◆ Directions: Leave out the images; return the rest of the data exactly.

+ + + + +

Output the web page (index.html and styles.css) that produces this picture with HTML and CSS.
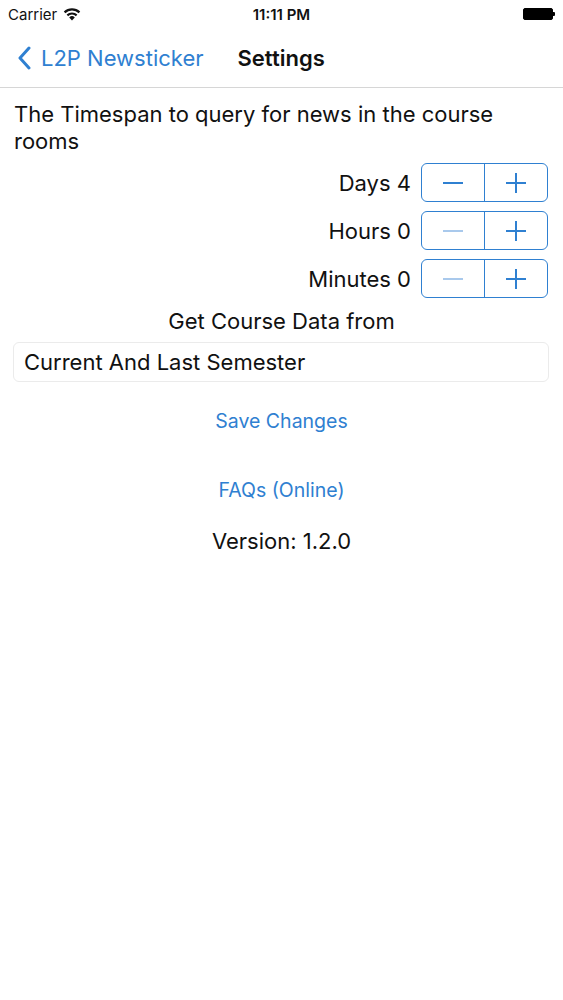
FILE: index.html
```html
<!DOCTYPE html>
<html lang="en">
<head>
    <meta charset="UTF-8">
    <meta name="viewport" content="width=device-width, initial-scale=1.0">
    <title>Settings</title>
    <link rel="stylesheet" href="styles.css">
</head>
<body>
    <!-- Status Bar -->
    <div class="status-bar">
        <div class="carrier">
            Carrier
            <svg class="wifi" width="18" height="13" viewBox="0 0 18 13">
                <path d="M9 12.5 L6.2 9.4 A4 4 0 0 1 11.8 9.4 Z" fill="#111"/>
                <path d="M3.6 6.6 A7.8 7.8 0 0 1 14.4 6.6 L12.9 8.2 A5.6 5.6 0 0 0 5.1 8.2 Z" fill="#111"/>
                <path d="M0.8 3.6 A12 12 0 0 1 17.2 3.6 L15.7 5.2 A9.8 9.8 0 0 0 2.3 5.2 Z" fill="#111"/>
            </svg>
        </div>
        <div class="clock">11:11 PM</div>
        <div class="battery">
            <span class="battery-body"></span>
            <span class="battery-tip"></span>
        </div>
    </div>

    <!-- Navigation Bar -->
    <div class="nav-bar">
        <a href="#" class="back">
            <svg width="14" height="24" viewBox="0 0 14 24">
                <path d="M12 2 L3 12 L12 22" fill="none" stroke="#2f80d1" stroke-width="3" stroke-linecap="round" stroke-linejoin="round"/>
            </svg>
            <span>L2P Newsticker</span>
        </a>
        <div class="nav-title">Settings</div>
    </div>

    <div class="content">
        <p class="intro">The Timespan to query for news in the course rooms</p>

        <!-- Timespan Steppers -->
        <div class="stepper-row">
            <span class="stepper-label">Days 4</span>
            <div class="stepper">
                <button class="step"><svg width="22" height="22" viewBox="0 0 22 22"><path d="M1 11 H21" stroke="currentColor" stroke-width="2"/></svg></button>
                <button class="step"><svg width="22" height="22" viewBox="0 0 22 22"><path d="M1 11 H21 M11 1 V21" stroke="currentColor" stroke-width="2"/></svg></button>
            </div>
        </div>
        <div class="stepper-row">
            <span class="stepper-label">Hours 0</span>
            <div class="stepper">
                <button class="step disabled"><svg width="22" height="22" viewBox="0 0 22 22"><path d="M1 11 H21" stroke="currentColor" stroke-width="2"/></svg></button>
                <button class="step"><svg width="22" height="22" viewBox="0 0 22 22"><path d="M1 11 H21 M11 1 V21" stroke="currentColor" stroke-width="2"/></svg></button>
            </div>
        </div>
        <div class="stepper-row">
            <span class="stepper-label">Minutes 0</span>
            <div class="stepper">
                <button class="step disabled"><svg width="22" height="22" viewBox="0 0 22 22"><path d="M1 11 H21" stroke="currentColor" stroke-width="2"/></svg></button>
                <button class="step"><svg width="22" height="22" viewBox="0 0 22 22"><path d="M1 11 H21 M11 1 V21" stroke="currentColor" stroke-width="2"/></svg></button>
            </div>
        </div>

        <p class="section-label">Get Course Data from</p>
        <div class="picker">Current And Last Semester</div>

        <a href="#" class="link save">Save Changes</a>
        <a href="#" class="link faq">FAQs (Online)</a>
        <p class="version">Version: 1.2.0</p>
    </div>
</body>
</html>
```

FILE: styles.css
```css
body {
    font-family: Inter, "Noto Sans", sans-serif;
    margin: 0;
    padding: 0;
    background-color: #ffffff;
    color: #111;
}

/* Status bar */
.status-bar {
    height: 28px;
    display: flex;
    align-items: center;
    justify-content: space-between;
    padding: 0 8px;
    font-size: 15px;
    position: relative;
}

.carrier {
    display: flex;
    align-items: center;
    gap: 6px;
}

.clock {
    font-weight: 600;
    position: absolute;
    left: 0;
    right: 0;
    text-align: center;
    pointer-events: none;
}

.battery {
    display: flex;
    align-items: center;
}

.battery-body {
    width: 28px;
    height: 10px;
    background-color: #000;
    border: 1px solid #000;
    border-radius: 2px;
}

.battery-tip {
    width: 2px;
    height: 4px;
    background-color: #000;
    border-radius: 0 1px 1px 0;
}

/* Navigation bar */
.nav-bar {
    height: 59px;
    display: flex;
    align-items: center;
    padding-left: 17px;
    border-bottom: 1px solid #d6d6d6;
}

.back {
    display: flex;
    align-items: center;
    gap: 10px;
    color: #2f80d1;
    text-decoration: none;
    font-size: 22px;
}

.nav-title {
    margin-left: 34px;
    font-size: 22px;
    font-weight: 600;
}

/* Content */
.content {
    padding: 13px 14px 0;
}

.intro {
    margin: 0;
    font-size: 22px;
    line-height: 27px;
}

.stepper-row {
    display: flex;
    justify-content: flex-end;
    align-items: center;
    gap: 10px;
    margin-top: 9px;
    padding-right: 1px;
}

.intro + .stepper-row {
    margin-top: 8px;
}

.stepper-label {
    font-size: 22px;
}

.stepper {
    display: flex;
    width: 125px;
    height: 37px;
    border: 1px solid #2f80d1;
    border-radius: 6px;
    overflow: hidden;
}

.step {
    flex: 1;
    display: flex;
    align-items: center;
    justify-content: center;
    border: none;
    background: none;
    color: #2f80d1;
    padding: 0;
}

.step + .step {
    border-left: 1px solid #2f80d1;
}

.step.disabled {
    color: #a9c9ec;
}

.section-label {
    margin: 10px 0 0;
    font-size: 22px;
    line-height: 27px;
    text-align: center;
}

.picker {
    margin-top: 7px;
    height: 40px;
    box-sizing: border-box;
    margin-left: -1px;
    padding: 0 10px;
    display: flex;
    align-items: center;
    border: 1px solid #ebebeb;
    border-radius: 6px;
    font-size: 22px;
}

.link {
    display: block;
    text-align: center;
    color: #2f80d1;
    text-decoration: none;
    font-size: 19.5px;
    line-height: 26px;
}

.save {
    margin-top: 26px;
}

.faq {
    margin-top: 43px;
}

.version {
    margin: 25px 0 0;
    text-align: center;
    font-size: 22px;
    line-height: 27px;
}
```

+ + + + +

◆ Full answer:
Output the web page (index.html and styles.css) that produces this picture with HTML and CSS.
FILE: index.html
```html
<!DOCTYPE html>
<html lang="en">
<head>
    <meta charset="UTF-8">
    <meta name="viewport" content="width=device-width, initial-scale=1.0">
    <title>Settings</title>
    <link rel="stylesheet" href="styles.css">
</head>
<body>
    <!-- Status Bar -->
    <div class="status-bar">
        <div class="carrier">
            Carrier
            <svg class="wifi" width="18" height="13" viewBox="0 0 18 13">
                <path d="M9 12.5 L6.2 9.4 A4 4 0 0 1 11.8 9.4 Z" fill="#111"/>
                <path d="M3.6 6.6 A7.8 7.8 0 0 1 14.4 6.6 L12.9 8.2 A5.6 5.6 0 0 0 5.1 8.2 Z" fill="#111"/>
                <path d="M0.8 3.6 A12 12 0 0 1 17.2 3.6 L15.7 5.2 A9.8 9.8 0 0 0 2.3 5.2 Z" fill="#111"/>
            </svg>
        </div>
        <div class="clock">11:11 PM</div>
        <div class="battery">
            <span class="battery-body"></span>
            <span class="battery-tip"></span>
        </div>
    </div>

    <!-- Navigation Bar -->
    <div class="nav-bar">
        <a href="#" class="back">
            <svg width="14" height="24" viewBox="0 0 14 24">
                <path d="M12 2 L3 12 L12 22" fill="none" stroke="#2f80d1" stroke-width="3" stroke-linecap="round" stroke-linejoin="round"/>
            </svg>
            <span>L2P Newsticker</span>
        </a>
        <div class="nav-title">Settings</div>
    </div>

    <div class="content">
        <p class="intro">The Timespan to query for news in the course rooms</p>

        <!-- Timespan Steppers -->
        <div class="stepper-row">
            <span class="stepper-label">Days 4</span>
            <div class="stepper">
                <button class="step"><svg width="22" height="22" viewBox="0 0 22 22"><path d="M1 11 H21" stroke="currentColor" stroke-width="2"/></svg></button>
                <button class="step"><svg width="22" height="22" viewBox="0 0 22 22"><path d="M1 11 H21 M11 1 V21" stroke="currentColor" stroke-width="2"/></svg></button>
            </div>
        </div>
        <div class="stepper-row">
            <span class="stepper-label">Hours 0</span>
            <div class="stepper">
                <button class="step disabled"><svg width="22" height="22" viewBox="0 0 22 22"><path d="M1 11 H21" stroke="currentColor" stroke-width="2"/></svg></button>
                <button class="step"><svg width="22" height="22" viewBox="0 0 22 22"><path d="M1 11 H21 M11 1 V21" stroke="currentColor" stroke-width="2"/></svg></button>
            </div>
        </div>
        <div class="stepper-row">
            <span class="stepper-label">Minutes 0</span>
            <div class="stepper">
                <button class="step disabled"><svg width="22" height="22" viewBox="0 0 22 22"><path d="M1 11 H21" stroke="currentColor" stroke-width="2"/></svg></button>
                <button class="step"><svg width="22" height="22" viewBox="0 0 22 22"><path d="M1 11 H21 M11 1 V21" stroke="currentColor" stroke-width="2"/></svg></button>
            </div>
        </div>

        <p class="section-label">Get Course Data from</p>
        <div class="picker">Current And Last Semester</div>

        <a href="#" class="link save">Save Changes</a>
        <a href="#" class="link faq">FAQs (Online)</a>
        <p class="version">Version: 1.2.0</p>
    </div>
</body>
</html>
```

FILE: styles.css
```css
body {
    font-family: Inter, "Noto Sans", sans-serif;
    margin: 0;
    padding: 0;
    background-color: #ffffff;
    color: #111;
}

/* Status bar */
.status-bar {
    height: 28px;
    display: flex;
    align-items: center;
    justify-content: space-between;
    padding: 0 8px;
    font-size: 15px;
    position: relative;
}

.carrier {
    display: flex;
    align-items: center;
    gap: 6px;
}

.clock {
    font-weight: 600;
    position: absolute;
    left: 0;
    right: 0;
    text-align: center;
    pointer-events: none;
}

.battery {
    display: flex;
    align-items: center;
}

.battery-body {
    width: 28px;
    height: 10px;
    background-color: #000;
    border: 1px solid #000;
    border-radius: 2px;
}

.battery-tip {
    width: 2px;
    height: 4px;
    background-color: #000;
    border-radius: 0 1px 1px 0;
}

/* Navigation bar */
.nav-bar {
    height: 59px;
    display: flex;
    align-items: center;
    padding-left: 17px;
    border-bottom: 1px solid #d6d6d6;
}

.back {
    display: flex;
    align-items: center;
    gap: 10px;
    color: #2f80d1;
    text-decoration: none;
    font-size: 22px;
}

.nav-title {
    margin-left: 34px;
    font-size: 22px;
    font-weight: 600;
}

/* Content */
.content {
    padding: 13px 14px 0;
}

.intro {
    margin: 0;
    font-size: 22px;
    line-height: 27px;
}

.stepper-row {
    display: flex;
    justify-content: flex-end;
    align-items: center;
    gap: 10px;
    margin-top: 9px;
    padding-right: 1px;
}

.intro + .stepper-row {
    margin-top: 8px;
}

.stepper-label {
    font-size: 22px;
}

.stepper {
    display: flex;
    width: 125px;
    height: 37px;
    border: 1px solid #2f80d1;
    border-radius: 6px;
    overflow: hidden;
}

.step {
    flex: 1;
    display: flex;
    align-items: center;
    justify-content: center;
    border: none;
    background: none;
    color: #2f80d1;
    padding: 0;
}

.step + .step {
    border-left: 1px solid #2f80d1;
}

.step.disabled {
    color: #a9c9ec;
}

.section-label {
    margin: 10px 0 0;
    font-size: 22px;
    line-height: 27px;
    text-align: center;
}

.picker {
    margin-top: 7px;
    height: 40px;
    box-sizing: border-box;
    margin-left: -1px;
    padding: 0 10px;
    display: flex;
    align-items: center;
    border: 1px solid #ebebeb;
    border-radius: 6px;
    font-size: 22px;
}

.link {
    display: block;
    text-align: center;
    color: #2f80d1;
    text-decoration: none;
    font-size: 19.5px;
    line-height: 26px;
}

.save {
    margin-top: 26px;
}

.faq {
    margin-top: 43px;
}

.version {
    margin: 25px 0 0;
    text-align: center;
    font-size: 22px;
    line-height: 27px;
}
```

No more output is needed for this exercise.